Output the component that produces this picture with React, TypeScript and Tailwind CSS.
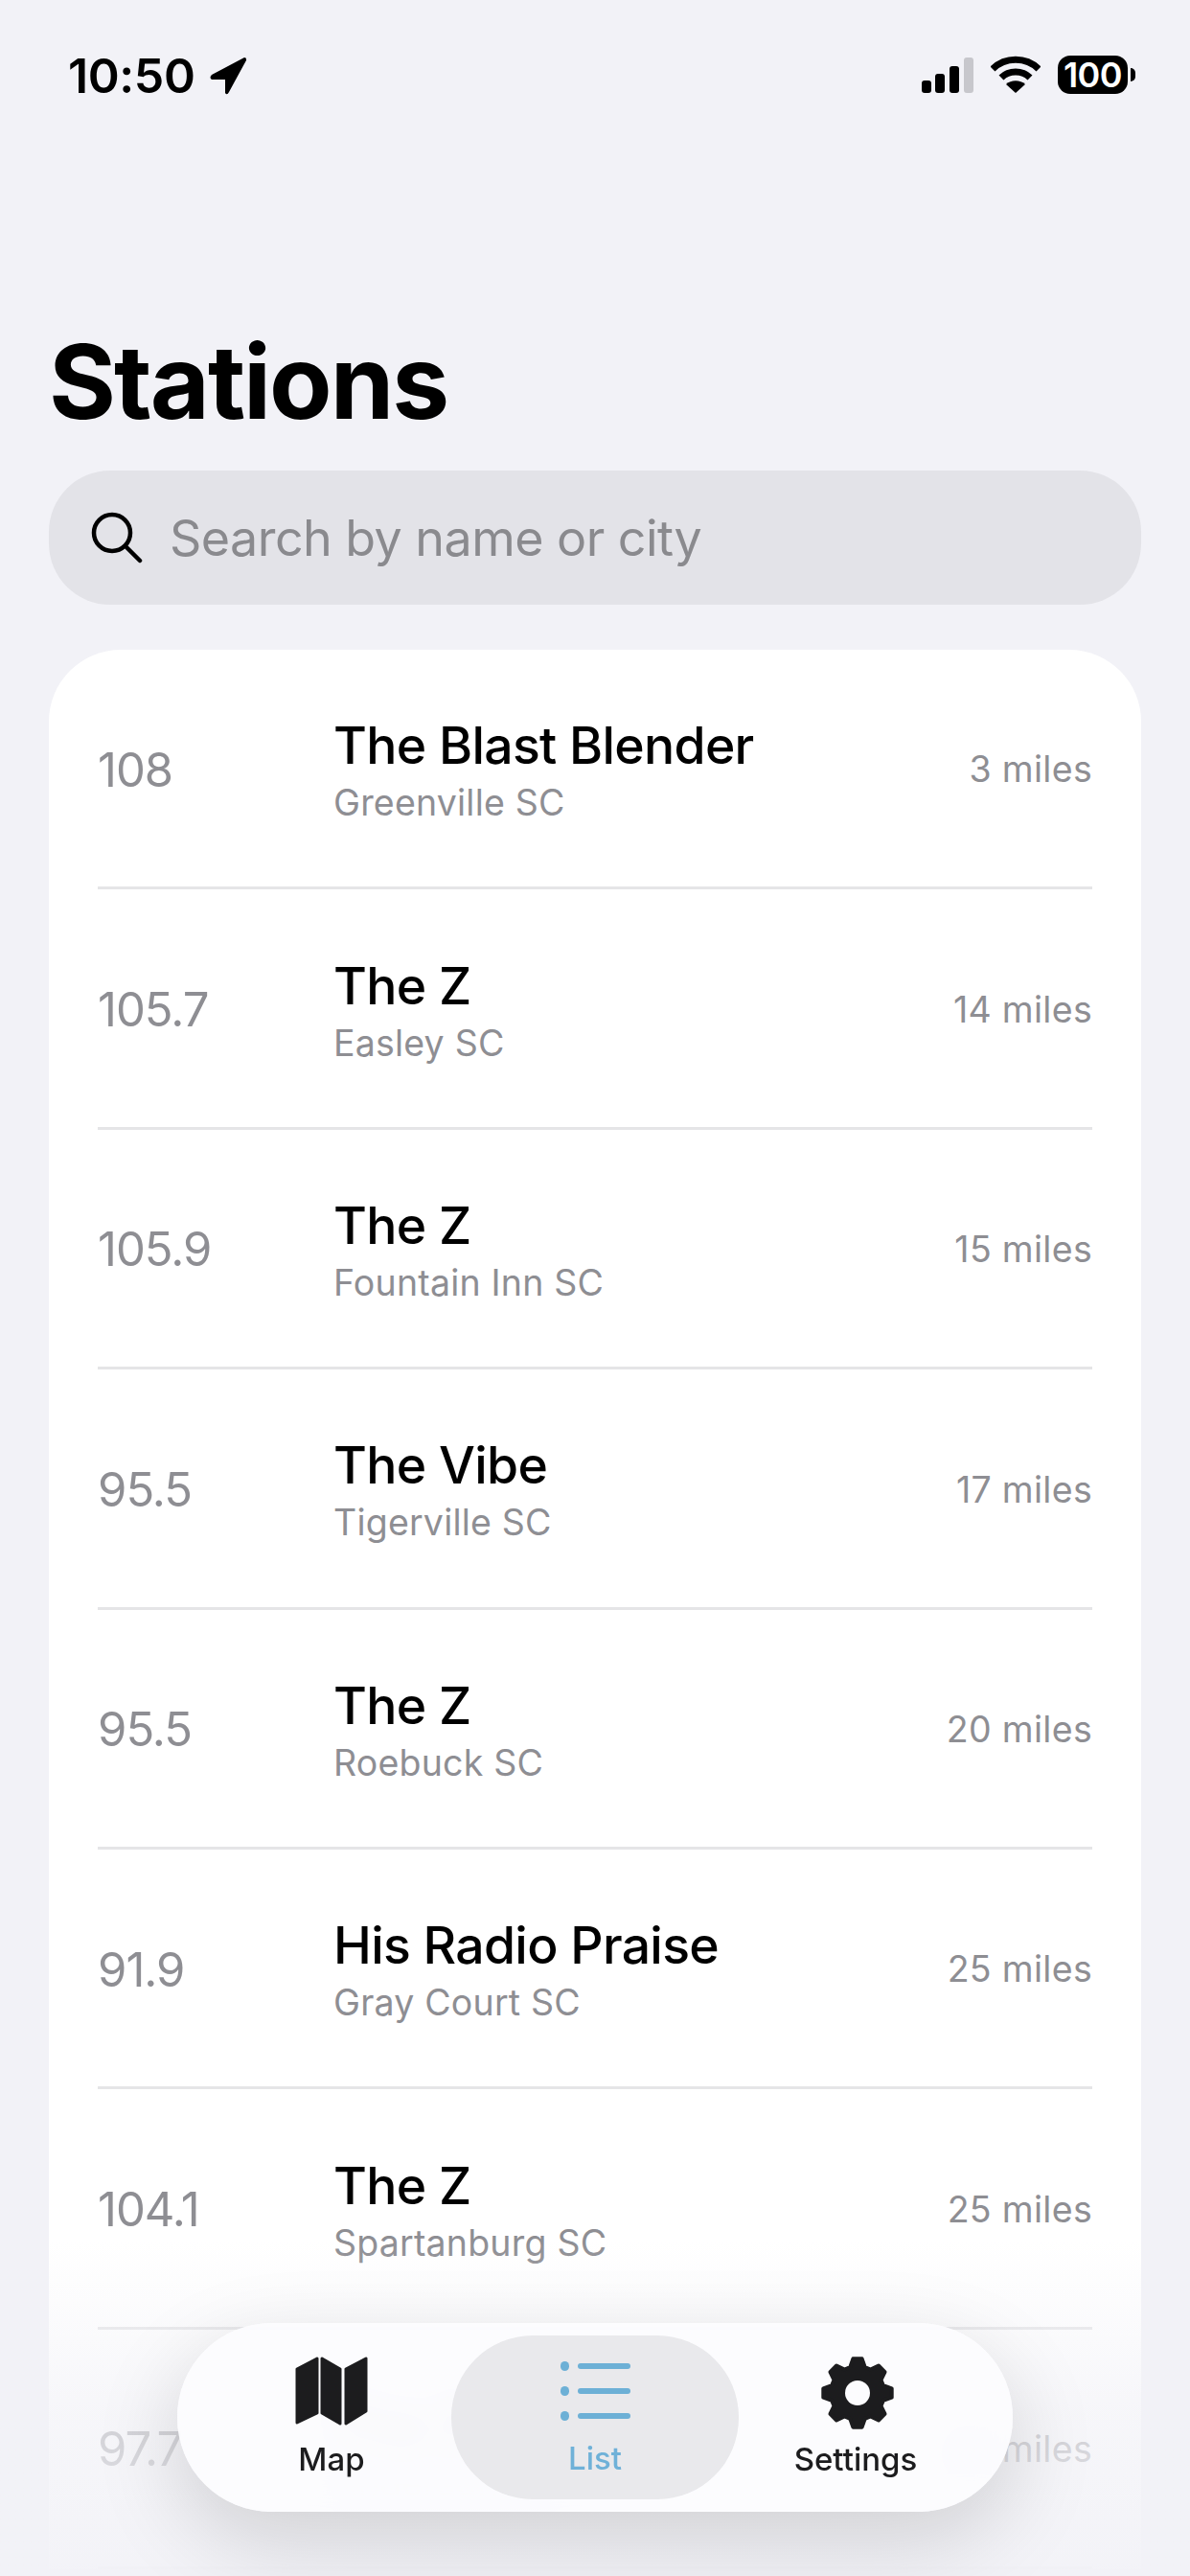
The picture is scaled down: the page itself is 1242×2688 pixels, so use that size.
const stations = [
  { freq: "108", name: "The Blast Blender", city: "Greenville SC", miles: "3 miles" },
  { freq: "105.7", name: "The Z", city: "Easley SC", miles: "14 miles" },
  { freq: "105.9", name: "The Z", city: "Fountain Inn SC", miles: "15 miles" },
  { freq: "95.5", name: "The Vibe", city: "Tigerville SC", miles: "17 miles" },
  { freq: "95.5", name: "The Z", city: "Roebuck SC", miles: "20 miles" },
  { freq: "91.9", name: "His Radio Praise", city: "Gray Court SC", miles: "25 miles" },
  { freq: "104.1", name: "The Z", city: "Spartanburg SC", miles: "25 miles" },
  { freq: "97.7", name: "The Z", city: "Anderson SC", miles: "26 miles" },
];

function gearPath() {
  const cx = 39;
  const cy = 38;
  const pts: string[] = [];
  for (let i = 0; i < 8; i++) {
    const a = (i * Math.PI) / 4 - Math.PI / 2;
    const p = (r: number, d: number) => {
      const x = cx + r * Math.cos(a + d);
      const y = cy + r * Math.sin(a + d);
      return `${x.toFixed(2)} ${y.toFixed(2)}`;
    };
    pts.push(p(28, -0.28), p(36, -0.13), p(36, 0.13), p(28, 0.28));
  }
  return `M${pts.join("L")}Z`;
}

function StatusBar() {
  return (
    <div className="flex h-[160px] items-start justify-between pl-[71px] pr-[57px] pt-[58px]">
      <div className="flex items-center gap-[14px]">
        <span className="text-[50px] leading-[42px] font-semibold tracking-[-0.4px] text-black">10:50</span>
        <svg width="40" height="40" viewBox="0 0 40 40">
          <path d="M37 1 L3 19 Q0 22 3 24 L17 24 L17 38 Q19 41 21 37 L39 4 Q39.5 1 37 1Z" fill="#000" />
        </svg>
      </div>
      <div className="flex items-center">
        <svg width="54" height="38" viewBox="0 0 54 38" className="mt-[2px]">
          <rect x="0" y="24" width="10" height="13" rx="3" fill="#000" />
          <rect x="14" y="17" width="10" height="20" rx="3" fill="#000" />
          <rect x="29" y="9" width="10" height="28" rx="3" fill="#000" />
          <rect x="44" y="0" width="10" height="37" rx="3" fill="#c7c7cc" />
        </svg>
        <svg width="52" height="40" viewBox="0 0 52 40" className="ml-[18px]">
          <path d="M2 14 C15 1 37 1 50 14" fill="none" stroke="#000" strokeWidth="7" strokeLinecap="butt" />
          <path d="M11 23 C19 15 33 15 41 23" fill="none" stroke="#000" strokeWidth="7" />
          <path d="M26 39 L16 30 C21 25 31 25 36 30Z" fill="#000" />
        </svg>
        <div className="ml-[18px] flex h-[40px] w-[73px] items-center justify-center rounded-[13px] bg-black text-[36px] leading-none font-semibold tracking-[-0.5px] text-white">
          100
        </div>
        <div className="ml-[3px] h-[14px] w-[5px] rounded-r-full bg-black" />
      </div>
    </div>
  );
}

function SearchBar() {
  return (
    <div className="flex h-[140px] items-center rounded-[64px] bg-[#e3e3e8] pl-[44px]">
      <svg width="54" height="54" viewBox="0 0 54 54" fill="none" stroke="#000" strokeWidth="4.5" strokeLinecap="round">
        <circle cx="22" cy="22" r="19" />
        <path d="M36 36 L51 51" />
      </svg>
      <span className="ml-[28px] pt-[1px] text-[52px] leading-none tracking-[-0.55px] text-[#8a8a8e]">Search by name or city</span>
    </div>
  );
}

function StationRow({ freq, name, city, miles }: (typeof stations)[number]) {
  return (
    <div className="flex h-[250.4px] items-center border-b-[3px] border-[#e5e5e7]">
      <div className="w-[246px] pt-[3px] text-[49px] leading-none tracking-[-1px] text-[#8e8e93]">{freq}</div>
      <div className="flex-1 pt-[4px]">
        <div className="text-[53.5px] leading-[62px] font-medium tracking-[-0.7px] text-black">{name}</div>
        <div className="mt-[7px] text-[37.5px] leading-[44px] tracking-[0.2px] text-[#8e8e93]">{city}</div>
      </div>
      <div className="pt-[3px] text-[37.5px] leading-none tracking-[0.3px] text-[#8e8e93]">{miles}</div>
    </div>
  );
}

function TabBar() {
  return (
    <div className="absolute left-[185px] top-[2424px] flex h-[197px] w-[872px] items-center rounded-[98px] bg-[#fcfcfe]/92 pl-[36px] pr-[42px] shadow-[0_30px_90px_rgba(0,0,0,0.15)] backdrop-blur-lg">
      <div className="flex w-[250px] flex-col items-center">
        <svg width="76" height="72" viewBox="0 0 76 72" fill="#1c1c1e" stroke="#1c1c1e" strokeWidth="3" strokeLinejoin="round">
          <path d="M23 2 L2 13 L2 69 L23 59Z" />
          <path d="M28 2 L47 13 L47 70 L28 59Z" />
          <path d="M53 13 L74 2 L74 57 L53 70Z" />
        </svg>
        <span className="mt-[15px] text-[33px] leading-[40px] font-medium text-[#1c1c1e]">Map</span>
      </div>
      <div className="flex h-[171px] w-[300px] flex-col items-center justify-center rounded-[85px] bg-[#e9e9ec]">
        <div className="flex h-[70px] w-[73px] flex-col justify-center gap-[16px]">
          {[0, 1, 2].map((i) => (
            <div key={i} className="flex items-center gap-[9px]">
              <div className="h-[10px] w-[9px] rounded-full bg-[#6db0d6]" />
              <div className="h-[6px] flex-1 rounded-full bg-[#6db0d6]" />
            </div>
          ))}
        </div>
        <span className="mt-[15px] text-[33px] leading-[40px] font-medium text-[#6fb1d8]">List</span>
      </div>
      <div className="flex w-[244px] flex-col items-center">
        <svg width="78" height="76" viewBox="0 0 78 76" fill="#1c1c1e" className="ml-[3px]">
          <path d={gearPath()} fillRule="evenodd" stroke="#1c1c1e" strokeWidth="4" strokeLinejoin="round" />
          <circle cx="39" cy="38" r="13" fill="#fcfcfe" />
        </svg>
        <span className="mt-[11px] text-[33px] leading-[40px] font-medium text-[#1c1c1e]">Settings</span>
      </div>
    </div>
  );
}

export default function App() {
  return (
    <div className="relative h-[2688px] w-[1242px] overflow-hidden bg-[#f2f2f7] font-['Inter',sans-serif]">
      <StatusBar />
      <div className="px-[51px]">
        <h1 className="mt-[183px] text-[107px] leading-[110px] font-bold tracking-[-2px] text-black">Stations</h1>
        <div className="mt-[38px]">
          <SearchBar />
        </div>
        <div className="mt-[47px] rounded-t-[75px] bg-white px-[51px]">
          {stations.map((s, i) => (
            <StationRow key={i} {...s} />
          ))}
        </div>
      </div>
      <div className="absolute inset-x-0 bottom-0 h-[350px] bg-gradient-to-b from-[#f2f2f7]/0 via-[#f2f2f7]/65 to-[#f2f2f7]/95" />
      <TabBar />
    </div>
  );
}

Exercise goal.
Without including any picture, repeat the data exactly.

Written solution.
Output the component that produces this picture with React, TypeScript and Tailwind CSS.
The picture is scaled down: the page itself is 1242×2688 pixels, so use that size.
const stations = [
  { freq: "108", name: "The Blast Blender", city: "Greenville SC", miles: "3 miles" },
  { freq: "105.7", name: "The Z", city: "Easley SC", miles: "14 miles" },
  { freq: "105.9", name: "The Z", city: "Fountain Inn SC", miles: "15 miles" },
  { freq: "95.5", name: "The Vibe", city: "Tigerville SC", miles: "17 miles" },
  { freq: "95.5", name: "The Z", city: "Roebuck SC", miles: "20 miles" },
  { freq: "91.9", name: "His Radio Praise", city: "Gray Court SC", miles: "25 miles" },
  { freq: "104.1", name: "The Z", city: "Spartanburg SC", miles: "25 miles" },
  { freq: "97.7", name: "The Z", city: "Anderson SC", miles: "26 miles" },
];

function gearPath() {
  const cx = 39;
  const cy = 38;
  const pts: string[] = [];
  for (let i = 0; i < 8; i++) {
    const a = (i * Math.PI) / 4 - Math.PI / 2;
    const p = (r: number, d: number) => {
      const x = cx + r * Math.cos(a + d);
      const y = cy + r * Math.sin(a + d);
      return `${x.toFixed(2)} ${y.toFixed(2)}`;
    };
    pts.push(p(28, -0.28), p(36, -0.13), p(36, 0.13), p(28, 0.28));
  }
  return `M${pts.join("L")}Z`;
}

function StatusBar() {
  return (
    <div className="flex h-[160px] items-start justify-between pl-[71px] pr-[57px] pt-[58px]">
      <div className="flex items-center gap-[14px]">
        <span className="text-[50px] leading-[42px] font-semibold tracking-[-0.4px] text-black">10:50</span>
        <svg width="40" height="40" viewBox="0 0 40 40">
          <path d="M37 1 L3 19 Q0 22 3 24 L17 24 L17 38 Q19 41 21 37 L39 4 Q39.5 1 37 1Z" fill="#000" />
        </svg>
      </div>
      <div className="flex items-center">
        <svg width="54" height="38" viewBox="0 0 54 38" className="mt-[2px]">
          <rect x="0" y="24" width="10" height="13" rx="3" fill="#000" />
          <rect x="14" y="17" width="10" height="20" rx="3" fill="#000" />
          <rect x="29" y="9" width="10" height="28" rx="3" fill="#000" />
          <rect x="44" y="0" width="10" height="37" rx="3" fill="#c7c7cc" />
        </svg>
        <svg width="52" height="40" viewBox="0 0 52 40" className="ml-[18px]">
          <path d="M2 14 C15 1 37 1 50 14" fill="none" stroke="#000" strokeWidth="7" strokeLinecap="butt" />
          <path d="M11 23 C19 15 33 15 41 23" fill="none" stroke="#000" strokeWidth="7" />
          <path d="M26 39 L16 30 C21 25 31 25 36 30Z" fill="#000" />
        </svg>
        <div className="ml-[18px] flex h-[40px] w-[73px] items-center justify-center rounded-[13px] bg-black text-[36px] leading-none font-semibold tracking-[-0.5px] text-white">
          100
        </div>
        <div className="ml-[3px] h-[14px] w-[5px] rounded-r-full bg-black" />
      </div>
    </div>
  );
}

function SearchBar() {
  return (
    <div className="flex h-[140px] items-center rounded-[64px] bg-[#e3e3e8] pl-[44px]">
      <svg width="54" height="54" viewBox="0 0 54 54" fill="none" stroke="#000" strokeWidth="4.5" strokeLinecap="round">
        <circle cx="22" cy="22" r="19" />
        <path d="M36 36 L51 51" />
      </svg>
      <span className="ml-[28px] pt-[1px] text-[52px] leading-none tracking-[-0.55px] text-[#8a8a8e]">Search by name or city</span>
    </div>
  );
}

function StationRow({ freq, name, city, miles }: (typeof stations)[number]) {
  return (
    <div className="flex h-[250.4px] items-center border-b-[3px] border-[#e5e5e7]">
      <div className="w-[246px] pt-[3px] text-[49px] leading-none tracking-[-1px] text-[#8e8e93]">{freq}</div>
      <div className="flex-1 pt-[4px]">
        <div className="text-[53.5px] leading-[62px] font-medium tracking-[-0.7px] text-black">{name}</div>
        <div className="mt-[7px] text-[37.5px] leading-[44px] tracking-[0.2px] text-[#8e8e93]">{city}</div>
      </div>
      <div className="pt-[3px] text-[37.5px] leading-none tracking-[0.3px] text-[#8e8e93]">{miles}</div>
    </div>
  );
}

function TabBar() {
  return (
    <div className="absolute left-[185px] top-[2424px] flex h-[197px] w-[872px] items-center rounded-[98px] bg-[#fcfcfe]/92 pl-[36px] pr-[42px] shadow-[0_30px_90px_rgba(0,0,0,0.15)] backdrop-blur-lg">
      <div className="flex w-[250px] flex-col items-center">
        <svg width="76" height="72" viewBox="0 0 76 72" fill="#1c1c1e" stroke="#1c1c1e" strokeWidth="3" strokeLinejoin="round">
          <path d="M23 2 L2 13 L2 69 L23 59Z" />
          <path d="M28 2 L47 13 L47 70 L28 59Z" />
          <path d="M53 13 L74 2 L74 57 L53 70Z" />
        </svg>
        <span className="mt-[15px] text-[33px] leading-[40px] font-medium text-[#1c1c1e]">Map</span>
      </div>
      <div className="flex h-[171px] w-[300px] flex-col items-center justify-center rounded-[85px] bg-[#e9e9ec]">
        <div className="flex h-[70px] w-[73px] flex-col justify-center gap-[16px]">
          {[0, 1, 2].map((i) => (
            <div key={i} className="flex items-center gap-[9px]">
              <div className="h-[10px] w-[9px] rounded-full bg-[#6db0d6]" />
              <div className="h-[6px] flex-1 rounded-full bg-[#6db0d6]" />
            </div>
          ))}
        </div>
        <span className="mt-[15px] text-[33px] leading-[40px] font-medium text-[#6fb1d8]">List</span>
      </div>
      <div className="flex w-[244px] flex-col items-center">
        <svg width="78" height="76" viewBox="0 0 78 76" fill="#1c1c1e" className="ml-[3px]">
          <path d={gearPath()} fillRule="evenodd" stroke="#1c1c1e" strokeWidth="4" strokeLinejoin="round" />
          <circle cx="39" cy="38" r="13" fill="#fcfcfe" />
        </svg>
        <span className="mt-[11px] text-[33px] leading-[40px] font-medium text-[#1c1c1e]">Settings</span>
      </div>
    </div>
  );
}

export default function App() {
  return (
    <div className="relative h-[2688px] w-[1242px] overflow-hidden bg-[#f2f2f7] font-['Inter',sans-serif]">
      <StatusBar />
      <div className="px-[51px]">
        <h1 className="mt-[183px] text-[107px] leading-[110px] font-bold tracking-[-2px] text-black">Stations</h1>
        <div className="mt-[38px]">
          <SearchBar />
        </div>
        <div className="mt-[47px] rounded-t-[75px] bg-white px-[51px]">
          {stations.map((s, i) => (
            <StationRow key={i} {...s} />
          ))}
        </div>
      </div>
      <div className="absolute inset-x-0 bottom-0 h-[350px] bg-gradient-to-b from-[#f2f2f7]/0 via-[#f2f2f7]/65 to-[#f2f2f7]/95" />
      <TabBar />
    </div>
  );
}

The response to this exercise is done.